1953: Eine Dampflok genügt
Nach dem Zweiten Weltkrieg begann die Deutsche Bundesbahn, den Betrieb zu rationalisieren, unter anderem durch den Ersatz von Personenzügen durch Busse. Besetzte Haltestellen wurden in unbesetzte Haltepunkte umgewandelt und auch Bahnübergänge beseitigt oder technisch gesichert.

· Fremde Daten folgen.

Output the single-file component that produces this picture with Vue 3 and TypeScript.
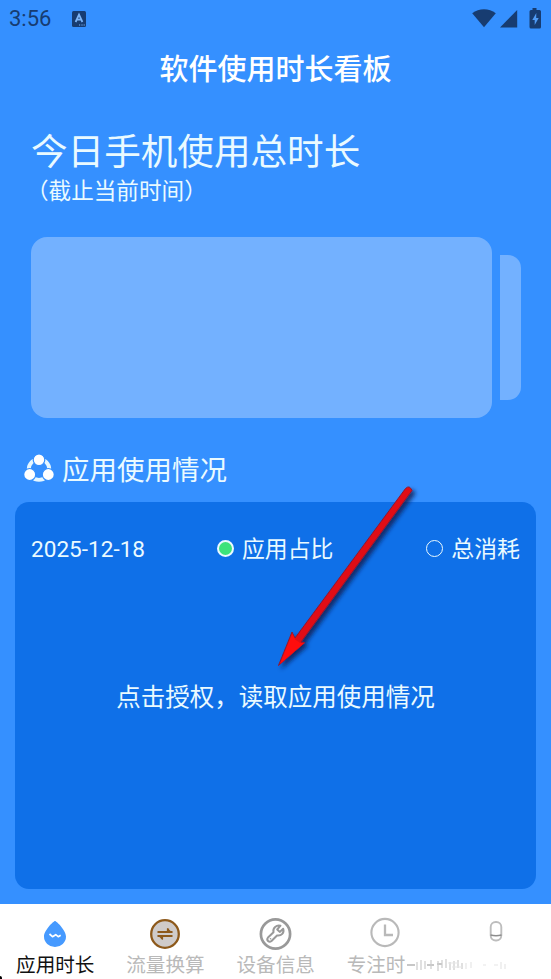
<script setup lang="ts">
interface Tab {
  id: string
  label: string
  active?: boolean
}

const tabs: Tab[] = [
  { id: 'drop', label: '应用时长', active: true },
  { id: 'swap', label: '流量换算' },
  { id: 'tool', label: '设备信息' },
  { id: 'clock', label: '专注时' },
  { id: 'user', label: '' },
]
</script>

<template>
  <div class="screen">
    <header class="status">
      <span class="time">3:56</span>
      <svg class="ime" width="14" height="16" viewBox="0 0 14 16">
        <rect width="14" height="16" rx="1.5" fill="#173c71" />
        <path d="M3.6 11 7 3.7 10.4 11M4.9 8.6h4.2" fill="none" stroke="#7db5f7" stroke-width="1.8" />
        <path d="M7 14h1.2M9.4 14h1.2M11.6 14h1.2" stroke="#7db5f7" stroke-width="1.2" />
      </svg>
      <svg class="signals" width="71" height="22" viewBox="0 0 71 22">
        <g fill="#173c71">
          <path d="M.2 5.2C7-.2 17-.2 23.800 5.200L12 19.200Z" />
          <path d="M28 19.500 45.200 2v17.500Z" />
          <path d="M60.500 0h4v2h3q1.500 0 1.500 1.500v15.500q0 1.500-1.500 1.500h-8.500q-1.500 0-1.500-1.500v-15.500Q57.500 2 59 2h1.500Z" />
        </g>
        <path d="m64.300 5-4 7h2.400v5l4-7h-2.500Z" fill="#4f9bf5" />
      </svg>
    </header>

    <h1 class="title">软件使用时长看板</h1>

    <section class="summary">
      <h2>今日手机使用总时长</h2>
      <p>（截止当前时间）</p>
    </section>

    <div class="carousel">
      <div class="slide"></div>
      <div class="next"></div>
    </div>

    <div class="section-head">
      <svg width="30" height="28" viewBox="0 0 30 28">
        <circle cx="15" cy="15.500" r="10.300" fill="none" stroke="#e6f7ff" stroke-width="3.800" />
        <g fill="#fff" stroke="#3590ff" stroke-width="1.200">
          <circle cx="15" cy="5.800" r="5.800" />
          <circle cx="5.700" cy="20.500" r="6" />
          <circle cx="24.300" cy="20.500" r="6" />
        </g>
      </svg>
      <h3>应用使用情况</h3>
    </div>

    <main class="panel">
      <div class="legend">
        <span class="date">2025-12-18</span>
        <span class="key share"><i class="dot filled"></i><span>应用占比</span></span>
        <span class="key"><i class="dot"></i><span>总消耗</span></span>
      </div>
      <p class="message">点击授权，读取应用使用情况</p>
    </main>

    <nav class="tabs">
      <div v-for="tab in tabs" :key="tab.id" class="tab" :class="[tab.id, { active: tab.active }]">
        <svg class="icon" width="34" height="34" viewBox="0 0 34 34">
          <template v-if="tab.id === 'drop'">
            <path d="M17 4C15.500 4 6 13.500 6 19.500a11 10.500 0 0 0 22 0C28 13.500 18.500 4 17 4Z" fill="#469aff" />
            <path d="m11.500 17 3 2.700 3.200-2 2.500 2 2.500-1.500" fill="none" stroke="#fff" stroke-width="1.700" stroke-linejoin="round" />
          </template>
          <template v-else-if="tab.id === 'swap'">
            <circle cx="17" cy="17" r="13.800" fill="#cfcbca" stroke="#8d591b" stroke-width="2.300" />
            <path d="M9.500 15h15M20 11.500v3.500M24.500 19H9.500M14 19v3.300" fill="none" stroke="#8d591b" stroke-width="2.200" />
            <path d="m19 11 5.500 4.500H19ZM15 23l-5.500-4.500H15Z" fill="#8d591b" />
          </template>
          <template v-else-if="tab.id === 'tool'">
            <circle cx="17.500" cy="17" r="14.600" fill="none" stroke="#999" stroke-width="2.700" />
            <path d="M22.500 8.700c-4-1-8 2-7 6.600L10 20.500c-2 2.500 1 5.500 3.500 3.500l5.500-5.500c4.500.8 7.500-3 6.200-6.800l-3.500 3.200-2.500-2.400Z" fill="none" stroke="#999" stroke-width="2" stroke-linejoin="round" />
            <circle cx="12.500" cy="21.800" r=".8" fill="#999" />
          </template>
          <template v-else-if="tab.id === 'clock'">
            <circle cx="16" cy="15.500" r="13.600" fill="none" stroke="#b9b9b9" stroke-width="2.100" />
            <path d="M16 7.500v10.500h8" fill="none" stroke="#b9b9b9" stroke-width="2.300" />
          </template>
          <template v-else>
            <rect x="11.700" y="5" width="10.600" height="18.500" rx="5" fill="none" stroke="#bdbdbd" stroke-width="1.900" />
            <path d="M11.500 18q5.500 1.500 11 0" fill="none" stroke="#8d8d8d" stroke-width="1.600" />
          </template>
        </svg>
        <span class="label">{{ tab.label }}</span>
      </div>
      <svg class="smudge" width="102" height="14" viewBox="0 0 102 14">
        <path d="M0 7h8M20 7h7M30 6h5" stroke="#b5b5b5" stroke-width="1.600" />
        <path d="M10 4v8M14 2v10M18 3v8M24 2v9M31 3v10M35 2v8M39 1v9M43 4v8M47 3v9M51 2v8M55 5v6" stroke="#ccc" stroke-width="1.200" />
        <path d="M41 5h11M45 9h10M59 5v6M64 4v6M76 7h3M87 7h4M94 4v7M98 6v5" stroke="#e6e6e6" stroke-width="1.200" />
      </svg>
      <i class="corner"></i>
    </nav>

    <svg class="pointer" width="150" height="200" viewBox="0 0 150 200">
      <defs>
        <filter id="shade" x="-20%" y="-20%" width="140%" height="140%">
          <feDropShadow dx="3" dy="3" stdDeviation="2" flood-color="#071f48" flood-opacity=".8" />
        </filter>
      </defs>
      <g filter="url(#shade)">
        <path d="M130.500 7.500Q134.500 3.500 137 9.500L26 161l3.500.5L3.500 184.500l13.500-33.500 3 6Z" fill="#e00d16" stroke="#8f1831" stroke-width="1" />
        <path d="m17.200 152.500 3 6 5 3.500 4.500-.2L5 183Z" fill="#ff0b08" />
      </g>
    </svg>
  </div>
</template>

<style>
body {
  margin: 0;
}
</style>

<style scoped>
.screen {
  position: relative;
  display: flex;
  flex-direction: column;
  width: 551px;
  height: 979px;
  overflow: hidden;
  background: #3590ff;
  color: #eafaff;
  font-family: "Noto Sans CJK SC", sans-serif;
}

h1,
h2,
h3,
p {
  margin: 0;
  font-weight: 400;
  white-space: nowrap;
}

.status {
  display: flex;
  align-items: center;
  height: 38px;
  padding: 0 10px 0 9px;
}

.time {
  width: 63px;
  color: #173c71;
  font: 22px/40px Roboto, sans-serif;
}

.ime {
  margin-top: -1px;
}

.signals {
  margin: -1px -2px 0 auto;
}

.title {
  height: 60px;
  color: #fff;
  font-size: 29px;
  font-weight: 500;
  line-height: 58px;
  text-align: center;
}

.summary {
  height: 139px;
  padding: 26px 31px 0;
  box-sizing: border-box;
}

h2 {
  font-size: 36.600px;
  line-height: 52px;
}

.summary p {
  margin-left: -5px;
  font-size: 22.600px;
  line-height: 27px;
}

.carousel {
  display: flex;
  align-items: center;
  gap: 8px;
  height: 181px;
  padding-left: 31px;
}

.slide {
  flex: none;
  width: 461px;
  height: 181px;
  border-radius: 16px;
  background: #73b1ff;
}

.next {
  flex: none;
  width: 20.500px;
  height: 145px;
  border-radius: 0 13px 13px 0;
  background: #73b1ff;
}

.section-head {
  display: flex;
  align-items: center;
  gap: 8px;
  height: 84px;
  padding: 16px 24px 0;
  box-sizing: border-box;
}

h3 {
  font-size: 27.500px;
  line-height: 38px;
}

.panel {
  height: 387px;
  margin: 0 15px;
  border-radius: 14px;
  background: #0f70e8;
}

.legend {
  display: flex;
  align-items: center;
  justify-content: space-between;
  height: 48px;
  padding: 22px 16px 0;
  font-size: 22.900px;
}

.date {
  margin-top: 2px;
  font-size: 22.600px;
  font-family: Roboto, sans-serif;
}

.key {
  display: flex;
  align-items: center;
  gap: 8px;
}

.key span {
  margin-top: -2px;
}

.share {
  margin-right: 21px;
}

.dot {
  width: 17px;
  height: 17px;
  box-sizing: border-box;
  border: 1.500px solid #eafaff;
  border-radius: 50%;
}

.filled {
  border-width: 2px;
  background: #3de37b;
}

.message {
  padding-top: 104px;
  font-size: 24.500px;
  line-height: 39px;
  text-align: center;
}

.tabs {
  position: relative;
  display: grid;
  grid-template-columns: repeat(5, 1fr);
  height: 75px;
  margin-top: 15px;
  background: #fff;
}

.tab {
  display: flex;
  flex-direction: column;
  align-items: center;
  padding-top: 13px;
  color: #b9b9b9;
  font-size: 19.600px;
}

.active {
  color: #111;
}

.label {
  width: 78px;
  line-height: 26px;
  white-space: nowrap;
}

.smudge {
  position: absolute;
  left: 407px;
  top: 54px;
}

.corner {
  position: absolute;
  left: 0;
  bottom: 0;
  width: 2px;
  height: 3px;
  background: #000;
  border-radius: 0 2px 0 0;
}

.pointer {
  position: absolute;
  left: 275px;
  top: 481px;
  pointer-events: none;
}
</style>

Schon 1953 schlug die BD Stuttgart vor, den Abschnitt von Biberach nach Warthausen stillzulegen, man erhoffte sich, 360 monatliche Zugkilometer und das ganztägig besetzte Stellwerk in Warthausen einsparen zu können. Doch dazu kam es erst zehn Jahre später. Der Verkehr war mittlerweile auf ein Personenzugpaar für den Schüler- und Berufsverkehr sowie ein Güterzugpaar zusammengeschrumpft, für das nur noch eine Dampflok benötigt wurde.

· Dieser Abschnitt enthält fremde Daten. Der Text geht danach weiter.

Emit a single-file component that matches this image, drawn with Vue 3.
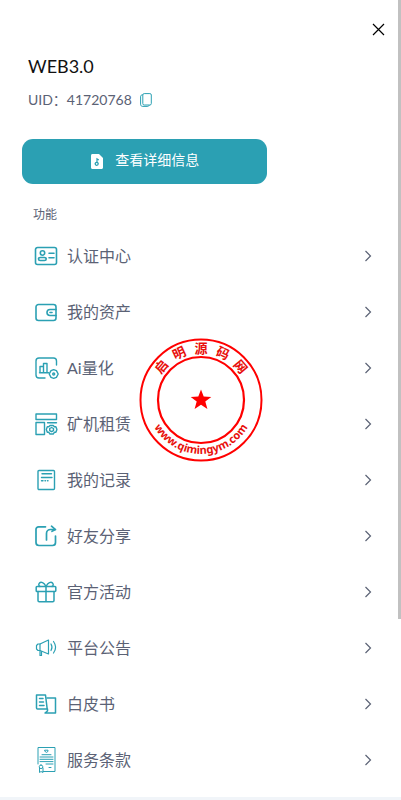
<template>
  <div class="page">
    <aside class="drawer">
      <header class="top">
        <button type="button" class="close" aria-label="关闭">
          <svg width="13" height="13" viewBox="0 0 13 13">
            <path d="M1 1l11 11M12 1L1 12" stroke="#000" stroke-width="1.2" fill="none" />
          </svg>
        </button>
      </header>

      <section class="user">
        <h1>WEB3.0</h1>
        <div class="uid">
          <span>UID：{{ uid }}</span>
          <button type="button" class="copy" aria-label="复制" @click="copiar">
            <svg width="12" height="14" viewBox="0 0 12 14" fill="none" stroke="#2ba0b3">
              <rect x="2.8" y=".6" width="8.5" height="11.4" rx="1.4" />
              <path d="M2.8 1.8C1.3 1.8.6 2.4.6 3.8v7.4c0 1.5.8 2.2 2.2 2.2h4.4c1.3 0 1.9-.5 2.1-1.4" />
            </svg>
          </button>
        </div>
      </section>

      <button type="button" class="detail">
        <svg width="12" height="15" viewBox="0 0 12 15">
          <path d="M1.5 0H8l4 4v9.5c0 .9-.6 1.5-1.5 1.5h-9C.6 15 0 14.4 0 13.5v-12C0 .6.6 0 1.5 0z" fill="#fff" />
          <circle cx="5.7" cy="9.8" r="1.5" fill="none" stroke="#2ba0b3" stroke-width="1.3" />
          <path d="M6 8.4V4.8l1.8 1.3" fill="none" stroke="#2ba0b3" stroke-width="1.2" />
        </svg>
        <span>查看详细信息</span>
      </button>

      <h2>功能</h2>

      <nav class="menu">
        <a v-for="m in menu" :key="m.texto" href="#" @click.prevent>
          <svg class="icon" width="24" height="24" viewBox="0 0 24 24">
            <path v-for="(t, i) in m.trazos" :key="i" :d="t" :stroke-width="m.grosor" />
          </svg>
          <span class="label">{{ m.texto }}</span>
          <svg class="arrow" width="8" height="12" viewBox="0 0 8 12">
            <path d="M1.5 1l5 5-5 5" />
          </svg>
        </a>
      </nav>
      <div class="scrollbar"></div>
    </aside>

    <svg class="seal" width="124" height="124" viewBox="-62 -62 124 124">
      <defs>
        <path id="seal-arc" d="M-54 0A54 54 0 0 0 54 0" />
      </defs>
      <circle r="60.5" fill="none" stroke="#f00" stroke-width="2" />
      <circle r="43" fill="none" stroke="#f00" stroke-width="2.2" />
      <path d="M0-10.5l2.7 7.1 7.6.3-6 4.7 2.1 7.3L0 4.7l-6.4 4.2 2.1-7.3-6-4.7 7.6-.3z" fill="#f00" />
      <text
        v-for="(c, i) in sello"
        :key="c"
        class="seal-char"
        y="-47"
        :transform="`rotate(${(i - 2) * 25})`"
      >{{ c }}</text>
      <text class="seal-url">
        <textPath href="#seal-arc" startOffset="50%">www.qimingym.com</textPath>
      </text>
    </svg>
  </div>
</template>

<script setup>
import { ref } from 'vue'

const uid = ref('41720768')
const sello = ['启', '明', '源', '码', '网']

const menu = [
  {
    texto: '认证中心',
    grosor: 1.6,
    trazos: [
      'M3.5 3.5h17a2 2 0 0 1 2 2v13a2 2 0 0 1-2 2h-17a2 2 0 0 1-2-2v-13a2 2 0 0 1 2-2z',
      'M8.5 6.8a2.2 2.2 0 1 1 0 4.4 2.2 2.2 0 0 1 0-4.4z',
      'M6.3 13.5h4c1.2 0 1.9.7 1.9 1.6s-.7 1.4-1.7 1.4H6.2c-1 0-1.7-.5-1.7-1.4s.7-1.6 1.8-1.6z',
      'M15 9.2h5M15 13.8h5'
    ]
  },
  {
    texto: '我的资产',
    grosor: 1.6,
    trazos: [
      'M22 9.5V7a2.5 2.5 0 0 0-2.5-2.5h-15A2.5 2.5 0 0 0 2 7v11a2.5 2.5 0 0 0 2.5 2.5h15A2.5 2.5 0 0 0 22 18v-2.5',
      'M22 9.5h-6a3 3 0 0 0 0 6h6z',
      'M16 12.5h2'
    ]
  },
  {
    texto: 'Ai量化',
    grosor: 1.4,
    trazos: [
      'M22.5 9V5a3 3 0 0 0-3-3H5a3 3 0 0 0-3 3v14a3 3 0 0 0 3 3h6',
      'M6 16.5v-6h3.5v6M9.5 16.5v-9H13v9M5.5 16.7h9',
      'M19.7 13.7l2.7 1 1.8 3.3-1.8 3.3-2.7 1-2.7-1-1.8-3.3 1.8-3.3z',
      'M19.7 17a1 1 0 1 1 0 2 1 1 0 0 1 0-2z'
    ]
  },
  {
    texto: '矿机租赁',
    grosor: 1.4,
    trazos: [
      'M2 2h20.5v5.5H2z',
      'M2 10.5h8.5v12H2z',
      'M13.5 10.8h9',
      'M16 13.5h3.2l1.2 1.2h1.5l1 2.8-1 2.8h-1.5l-1.2 1.7H16l-1.2-1.7h-1.5l-1-2.8 1-2.8h1.5z',
      'M17.6 15.5l1.9 1v2.1l-1.9 1-1.9-1v-2.1z'
    ]
  },
  {
    texto: '我的记录',
    grosor: 1.4,
    trazos: [
      'M5 2.5h14.5a1 1 0 0 1 1 1v17a1 1 0 0 1-1 1H5a1 1 0 0 1-1-1v-17a1 1 0 0 1 1-1z',
      'M8 5.7h9.5M7.5 9.5H18M7.5 12.7H9M11 12.7h.5M13.5 12.7h.5'
    ]
  },
  {
    texto: '好友分享',
    grosor: 1.7,
    trazos: [
      'M11.5 2.8h-7A2.5 2.5 0 0 0 2 5.3v13.2a3 3 0 0 0 3 3h13.5a3 3 0 0 0 3-3V12',
      'M12.5 16V9.5a4 4 0 0 1 4-4H21',
      'M17.5 2.2l4 3.4L18 7.3'
    ]
  },
  {
    texto: '官方活动',
    grosor: 1.5,
    trazos: [
      'M3 6.5h18a.8.8 0 0 1 .8.8v3.4a.8.8 0 0 1-.8.8H3a.8.8 0 0 1-.8-.8V7.3a.8.8 0 0 1 .8-.8z',
      'M4 11.5v9c0 .8.3 1.2 1.2 1.2h13.6c.9 0 1.2-.4 1.2-1.2v-9M12 6.5v15',
      'M12 6.5C10 2.5 7 1.5 5.5 3S5 6 6 6.5M12 6.5c2-4 5-5 6.5-3.5S19 6 18 6.5'
    ]
  },
  {
    texto: '平台公告',
    grosor: 1.2,
    trazos: [
      'M6 8l8.5-4v14L6 14.5z',
      'M6 8H4L2.5 9.5V13L4 14.5h2',
      'M6 14.5v5h1.5v-4',
      'M17 8c1.2 2 1.2 4.5 0 6.5M19.5 5.5c2.6 3.5 2.6 8 0 11.5'
    ]
  },
  {
    texto: '白皮书',
    grosor: 1.5,
    trazos: [
      'M2.5 3h9l1.7 14H3.5a1 1 0 0 1-1-1z',
      'M13 6h8.5v15H11l2.5-2v-2',
      'M5.5 6.5H9M5.5 10h4M5.5 13.5H10'
    ]
  },
  {
    texto: '服务条款',
    grosor: 1,
    trazos: [
      'M9 23.5h12V-.5H4V16',
      'M11 2.2h3v1.2l-1.5 1-1.5-1z',
      'M8 6.7h9M6 9h13M6 11.3h13M6 13.6h13M12 16h7M15 19.5h2',
      'M7 17a1.8 1.8 0 1 1 0 3.6A1.8 1.8 0 0 1 7 17zM5.5 20v4.5l1.5-1 2 1V20'
    ]
  }
]

function copiar() {
  navigator.clipboard?.writeText(uid.value)
}
</script>

<style>
body {
  margin: 0;
  background: #f1f5f9;
}
</style>

<style scoped>
.page {
  position: relative;
  padding-bottom: 3px;
  font-family: Lato, "Liberation Sans", "Noto Sans CJK SC", sans-serif;
  color: #5b6275;
}

.drawer {
  position: relative;
  background: #fff;
  padding-bottom: 9px;
}

.top {
  display: flex;
  justify-content: flex-end;
  padding: 20px 13px 0;
}

button {
  border: none;
  background: none;
  padding: 0;
  font: inherit;
  cursor: pointer;
}

.close {
  display: flex;
  padding: 3px;
}

.close svg {
  display: block;
}

.user {
  padding: 14px 28px 0;
}

h1 {
  margin: 0;
  font-size: 18px;
  line-height: 26px;
  font-weight: 400;
  color: #111;
}

.uid {
  display: flex;
  align-items: center;
  gap: 8px;
  margin-top: 10px;
  font-size: 14px;
  line-height: 22px;
}

.copy {
  display: flex;
}

.detail {
  display: flex;
  align-items: center;
  justify-content: center;
  gap: 12px;
  width: 61%;
  height: 45px;
  margin: 28px 0 0 22px;
  padding-left: 2px;
  border-radius: 11px;
  background: #2ba0b3;
  color: #fff;
  font-size: 14px;
}

.detail span {
  line-height: 20px;
  padding-bottom: 4px;
}

h2 {
  margin: 21px 0 0 33px;
  font-size: 12px;
  line-height: 20px;
  font-weight: 400;
}

.menu {
  margin-top: 3px;
}

.menu a {
  display: flex;
  align-items: center;
  height: 56px;
  padding: 0 29px 0 34px;
  color: inherit;
  font-size: 16px;
  text-decoration: none;
}

.icon {
  flex: none;
  overflow: visible;
  fill: none;
  stroke: #2ba0b3;
  stroke-linecap: round;
  stroke-linejoin: round;
}

.label {
  flex: 1;
  margin-left: 9px;
  line-height: 24px;
}

.arrow {
  fill: none;
  stroke: #5b6275;
  stroke-width: 1.2;
}

.scrollbar {
  position: absolute;
  top: 0;
  right: 0;
  width: 3px;
  height: 619px;
  background: #c1c1c1;
}

.seal {
  position: absolute;
  top: 50%;
  left: 50%;
  transform: translate(-50%, -50%);
  pointer-events: none;
}

.seal-char {
  fill: #e8100c;
  font: bold 13px "Noto Sans CJK SC", sans-serif;
  text-anchor: middle;
}

.seal-url {
  fill: #e8100c;
  font: bold 11px "Noto Sans", sans-serif;
  text-anchor: middle;
}
</style>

1964: Personenverkehr eingestellt
Das Jahr 1964 war geprägt von den umfangreichsten Rationalisierungsmaßnahmen: Zum 31. Mai wurde das letzte verbliebene Personenzug-Paar eingestellt, nachdem in den Wochen zuvor noch zahlreiche Abschiedsfahrten für die Bevölkerung und Eisenbahnfreunde durchgeführt worden waren.

Von den sieben noch vorhandenen Reisezugwagen wurden zwei im Güterbahnhof Ochsenhausen „warm abgebrochen“ – auf Deutsch: verbrannt –, die anderen Wagen fanden noch eine Verwendung bei der Bottwartalbahn. Durch den Ausbau der Güteranlagen in Warthausen konnte jetzt endlich die Teilstrecke Biberach – Warthausen aufgegeben werden, dadurch entfiel auch die unfallträchtige Normal-/Schmalspurkreuzung in Warthausen.

Zwei neue Dieselloks
Im Spätsommer 1964 hielt auch die „neue Zeit“ Einzug beim „Öchsle“: Die Bahn wurde mit zwei neuen Dieselloks (V 51 901 und 902) ausgestattet, sodass der planmäßige Dampfbetrieb beendet werden konnte. Nur bei Ausfall oder leihweiser Abgabe einer Diesellok an eine andere württembergische Schmalspurbahn kam hin und wieder noch eine Dampflok zum Einsatz.

Personalstunden konnten auch damit eingespart werden, indem die eingesetzte Diesellok nachts in Warthausen übernachtete und Leerfahrten zum Lokschuppen in Ochsenhausen entfallen konnte.